Dr Paradis herself has repeatedly said that the CCSA used the same methodology as their counterparts in other countries, including Australia. Yet in Australia the recommended "low risk" guidelines were 7 drinks per week (10 if you don't account for differences in standard units). The repeat insinuation that more than 2 drinks a week would lead to early death for most or even a significant minority of people comes across as fear-mongering because it's so far outside most people's lived experience and it doesn't seem to be backed up by their own data (or that of other similar abstinence leaning studies, e.g. a 2018 Lancet article).

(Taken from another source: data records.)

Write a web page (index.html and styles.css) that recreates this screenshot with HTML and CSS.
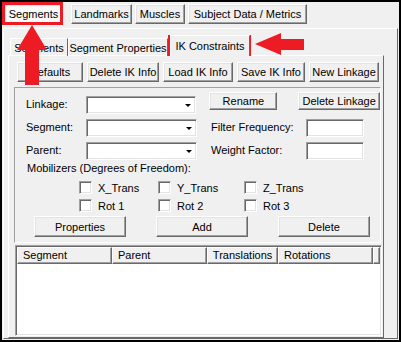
FILE: index.html
```html
<!DOCTYPE html>
<html lang="en">
<head>
    <meta charset="UTF-8">
    <title>IK Constraints</title>
    <link rel="stylesheet" href="styles.css">
</head>
<body>
    <div class="window">
        <div class="main-tabs">
            <div class="btn tab tab-segments">Segments</div>
            <div class="btn tab tab-landmarks">Landmarks</div>
            <div class="btn tab tab-muscles">Muscles</div>
            <div class="btn tab tab-subject">Subject Data / Metrics</div>
        </div>

        <div class="page">
            <div class="sub-tabs">
                <div class="subtab st-segments">Segments</div>
                <div class="subtab st-props">Segment Properties</div>
                <div class="subtab st-ik active">IK Constraints</div>
            </div>

            <div class="sub-panel">
                <div class="toolbar">
                    <div class="btn tb-defaults">Defaults</div>
                    <div class="btn tb-delete">Delete IK Info</div>
                    <div class="btn tb-load">Load IK Info</div>
                    <div class="btn tb-save">Save IK Info</div>
                    <div class="btn tb-new">New Linkage</div>
                </div>

                <div class="group">
                    <div class="row row-first">
                        <span class="label">Linkage:</span>
                        <div class="field combo"><span class="arrow"></span></div>
                        <div class="btn btn-rename">Rename</div>
                        <div class="btn btn-dellink">Delete Linkage</div>
                    </div>
                    <div class="row">
                        <span class="label">Segment:</span>
                        <div class="field combo"><span class="arrow"></span></div>
                        <span class="label label-right">Filter Frequency:</span>
                        <div class="field textbox"></div>
                    </div>
                    <div class="row">
                        <span class="label">Parent:</span>
                        <div class="field combo"><span class="arrow"></span></div>
                        <span class="label label-right">Weight Factor:</span>
                        <div class="field textbox"></div>
                    </div>

                    <div class="mob-label">Mobilizers (Degrees of Freedom):</div>

                    <div class="checks">
                        <label class="check c1"><span class="box"></span>X_Trans</label>
                        <label class="check c2"><span class="box"></span>Y_Trans</label>
                        <label class="check c3"><span class="box"></span>Z_Trans</label>
                        <label class="check c1"><span class="box"></span>Rot 1</label>
                        <label class="check c2"><span class="box"></span>Rot 2</label>
                        <label class="check c3"><span class="box"></span>Rot 3</label>
                    </div>

                    <div class="actions">
                        <div class="btn">Properties</div>
                        <div class="btn">Add</div>
                        <div class="btn">Delete</div>
                    </div>
                </div>

                <div class="list">
                    <div class="list-head">
                        <div class="col col-seg">Segment</div>
                        <div class="col col-par">Parent</div>
                        <div class="col col-tr">Translations</div>
                        <div class="col col-rot">Rotations</div>
                        <div class="col col-fill"></div>
                    </div>
                </div>
            </div>
        </div>
    </div>

    <!-- annotation marks drawn over the screenshot -->
    <svg class="marks" width="401" height="342" viewBox="0 0 401 342">
        <rect x="3.5" y="3.5" width="58" height="20" fill="none" stroke="#ed1c24" stroke-width="3"/>
        <rect x="169.5" y="36.5" width="80" height="18" fill="none" stroke="#ed1c24" stroke-width="3"/>
        <polygon points="32,25 47,50 39,50 39,85 25,85 25,50 17,50" fill="#ed1c24"/>
        <polygon points="255,44 281,33 281,39 304,39 304,50 281,50 281,55" fill="#ed1c24"/>
    </svg>
</body>
</html>
```

FILE: styles.css
```css
body {
    margin: 0;
    position: relative;
    background-color: #f0f0f0;
    font-family: "Liberation Sans", Arial, sans-serif;
    font-size: 11px;
    color: #000000;
}
.window {
    width: 401px;
    height: 342px;
    box-sizing: border-box;
    border: 2px solid #000000;
    background-color: #f0f0f0;
}
.btn {
    box-sizing: border-box;
    display: flex;
    align-items: center;
    justify-content: center;
    background-color: #f0f0f0;
    border: 1px solid;
    border-color: #ffffff #696969 #696969 #ffffff;
    box-shadow: inset -1px -1px #a0a0a0, inset 1px 1px #e3e3e3;
    white-space: nowrap;
}
.field {
    box-sizing: border-box;
    background-color: #ffffff;
    border: 1px solid;
    border-color: #a0a0a0 #ffffff #ffffff #a0a0a0;
    box-shadow: inset 1px 1px #696969, inset -1px -1px #e3e3e3;
}

/* top level tabs (button style) */
.main-tabs {
    display: flex;
    gap: 3px;
    padding: 2px 0 0 2px;
}
.tab {
    height: 20px;
}
.tab-segments {
    width: 59px;
    margin-right: 5px;
    background-color: #fafafa;
}
.tab-landmarks { width: 61px; }
.tab-muscles { width: 50px; }
.tab-subject { width: 119px; }

.page {
    box-sizing: border-box;
    height: 311px;
    margin: 4px 1px 0;
    border: 1px solid;
    border-color: #ffffff #696969 #696969 #ffffff;
}

/* second level tabs */
.sub-tabs {
    display: flex;
    align-items: flex-end;
    height: 26px;
    padding-left: 6px;
}
.subtab {
    box-sizing: border-box;
    height: 18px;
    display: flex;
    align-items: center;
    justify-content: center;
    border: 1px solid;
    border-bottom: none;
    border-color: #ffffff #696969 transparent #ffffff;
    margin-bottom: -1px;
}
.st-segments { width: 58px; }
.st-props { width: 100px; }
.st-ik {
    width: 80px;
    height: 21px;
    margin-left: 2px;
    position: relative;
    z-index: 1;
    background-color: #f0f0f0;
}

.sub-panel {
    box-sizing: border-box;
    width: 376px;
    height: 283px;
    margin-left: 4px;
    border: 1px solid;
    border-color: #ffffff #696969 #696969 #ffffff;
    padding: 6px 0 0 8px;
}

.toolbar {
    display: flex;
    gap: 4px;
}
.toolbar .btn { height: 20px; }
.tb-defaults { width: 66px; }
.tb-delete { width: 72px; }
.tb-load { width: 70px; }
.tb-save { width: 68px; }
.tb-new { width: 70px; }

/* group area */
.group {
    box-sizing: border-box;
    width: 367px;
    height: 156px;
    margin: 5px 0 0 -3px;
    border: 1px solid;
    border-color: #a0a0a0 #ffffff #ffffff #a0a0a0;
    padding: 4px 0 0 11px;
}
.row {
    display: flex;
    align-items: flex-start;
    height: 23px;
}
.row .label {
    width: 60px;
    margin-top: 6px;
}
.combo {
    position: relative;
    width: 111px;
    height: 18px;
    margin-top: 4px;
}
.arrow {
    position: absolute;
    right: 4px;
    top: 7px;
    border-left: 3px solid transparent;
    border-right: 3px solid transparent;
    border-top: 3px solid #000000;
}
.btn-rename {
    width: 68px;
    height: 18px;
    margin-left: 13px;
}
.btn-dellink {
    width: 82px;
    height: 18px;
    margin-left: 21px;
}
.row .label-right {
    width: 95px;
    margin-left: 14px;
}
.textbox {
    width: 58px;
    height: 18px;
    margin-top: 4px;
}

.mob-label {
    margin: 1px 0 0 1px;
    height: 13px;
    line-height: 13px;
}

.checks {
    display: grid;
    grid-template-columns: 79px 86px 80px;
    row-gap: 5px;
    margin: 6px 0 0 53px;
}
.check {
    display: flex;
    align-items: center;
    gap: 6px;
    height: 13px;
}
.box {
    box-sizing: border-box;
    width: 13px;
    height: 13px;
    background-color: #ffffff;
    border: 1px solid;
    border-color: #a0a0a0 #ffffff #ffffff #a0a0a0;
    box-shadow: inset 1px 1px #696969, inset -1px -1px #e3e3e3;
}

.actions {
    display: flex;
    gap: 30px;
    margin: 4px 0 0 8px;
}
.actions .btn {
    width: 92px;
    height: 21px;
}

/* list view */
.list {
    box-sizing: border-box;
    width: 367px;
    height: 91px;
    margin: 2px 0 0 -2px;
    background-color: #ffffff;
    border: 1px solid;
    border-color: #a0a0a0 #ffffff #ffffff #a0a0a0;
    box-shadow: inset 1px 1px #696969, inset -1px -1px #e3e3e3;
    padding: 1px;
}
.list-head {
    display: flex;
    height: 17px;
}
.col {
    box-sizing: border-box;
    height: 17px;
    line-height: 15px;
    padding-left: 5px;
    background-color: #f0f0f0;
    border: 1px solid;
    border-color: #ffffff #696969 #696969 #ffffff;
    box-shadow: inset -1px -1px #a0a0a0;
}
.col-seg { width: 96px; }
.col-par { width: 96px; }
.col-tr { width: 72px; }
.col-rot { width: 96px; }
.col-fill { flex: 1; }

.marks {
    position: absolute;
    top: 0;
    left: 0;
}
```
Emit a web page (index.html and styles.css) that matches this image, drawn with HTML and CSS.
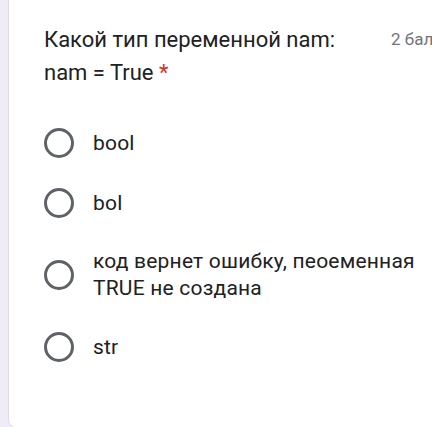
FILE: index.html
```html
<!DOCTYPE html>
<html>
<head>
    <title>Вопрос</title>
    <link rel="stylesheet" href="styles.css">
</head>
<body>
    <div class="card">
        <div class="q-head">
            <div class="q-title">Какой тип переменной nam:<br>nam = True <span class="req">*</span></div>
            <div class="q-points">2 балла</div>
        </div>

        <div class="options">
            <label class="option">
                <span class="radio"></span>
                <span class="opt-text">bool</span>
            </label>
            <label class="option">
                <span class="radio"></span>
                <span class="opt-text">bol</span>
            </label>
            <label class="option">
                <span class="radio"></span>
                <span class="opt-text">код вернет ошибку, пеоеменная TRUE не создана</span>
            </label>
            <label class="option">
                <span class="radio"></span>
                <span class="opt-text">str</span>
            </label>
        </div>
    </div>
</body>
</html>
```

FILE: styles.css
```css
body {
    font-family: Roboto, Arial, sans-serif;
    background-color: #efebf7;
    margin: 0;
    overflow: hidden;
}
.card {
    background: white;
    margin: -10px 0 0 8px;
    width: 480px;
    padding: 32px 0 51px 35px;
    border: 1px solid #dfdce6;
    border-radius: 0 0 10px 10px;
    box-sizing: border-box;
}
.q-head {
    display: flex;
    align-items: flex-start;
}
.q-title {
    font-size: 22px;
    line-height: 33px;
    color: #202124;
    width: 347px;
}
.req {
    color: #d93025;
}
.q-points {
    font-size: 17px;
    color: #70757a;
    margin-top: 6px;
}
.options {
    margin-top: 24px;
    width: 390px;
}
.option {
    display: flex;
    align-items: center;
    padding: 15px 0;
}
.radio {
    flex: none;
    width: 24px;
    height: 24px;
    border: 3px solid #5f6368;
    border-radius: 50%;
    margin-right: 19px;
}
.opt-text {
    font-size: 21px;
    line-height: 27px;
    letter-spacing: 0.2px;
    color: #202124;
}
```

If you read the CCSA's report you'll see these increased risk factors without any context. The most widely lampooned example was "3 drinks per week increases the risk of tuberculosis by 100%". TB, in Canada, in the 21st century? Forget the fact that the TB infection rate is 0.0002% in this country and you can't even get TB unless you come into contact with someone who actually has it. You can't just provide statistics like those without context as though it's reliable health information. A poll from Abacus Data showed that 73% of Canadians won't change their drinking in line with the new recommended guidelines and 52% viewed it as 'fear-mongering'. If people start tuning out health advice, yeah I'd call that a harm.
Alcohol isn't just this input unit that people consume thinking it's healthy. It's an age-old, likely prehistoric, recreational activity attached to culture.